Ken in Washington, D.C.
A: I don't know if he will put the Ravens over the top, but it was a great gamble. Smith has the ability to match up against an opponent's No. 1 receiver and shut him down. Sure, he has off-the-field issues, but the Ravens have a strong locker room and a strong organization and can handle him. The Ravens had a very good draft overall. Maybe that -- along with the development of QB Joe Flacco -- could be enough to put them over the top.

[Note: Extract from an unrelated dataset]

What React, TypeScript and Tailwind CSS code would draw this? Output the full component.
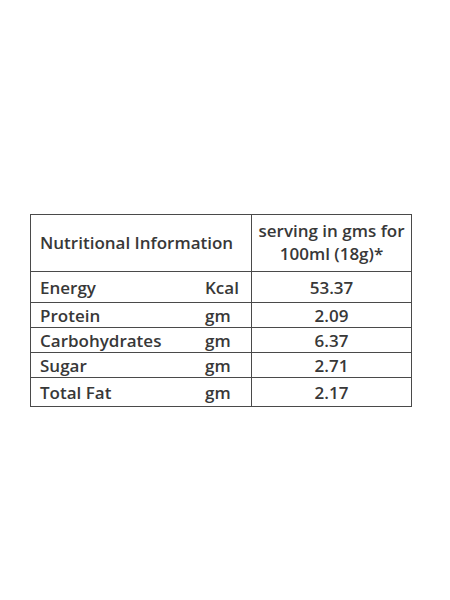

Q: Can the Steelers be any better than a middling playoff team without a better secondary? Wouldn't it have been worth one of their later picks to move up a handful of spots in the second and get a guy like Brandon Harris, who I strongly believe will be a better cover corner than the Steelers have had since Rod Woodson (not much competition there really)? I just don't understand how a team loses a Super Bowl due mostly to having a horrific CB situation, then does nothing until the 95th pick to address it. William Gay and Bryant McFadden are awful -- just awful.
Dave in Miami
A: At least they drafted two corners in the third and fourth rounds -- Curtis Brown and Cortez Allen. They will have to re-sign Ike Taylor and take time to develop both corners. Remember, they did go to the Super Bowl with that secondary. Now they have a couple of options to develop. They had been getting old along the defensive line and had questions along the offensive line. They were able to address all their needs. Now, we'll just have to see how quickly the corners come on to help.
John Clayton, a recipient of the Pro Football Hall of Fame's McCann Award for distinguished reporting, is a senior writer for ESPN.com.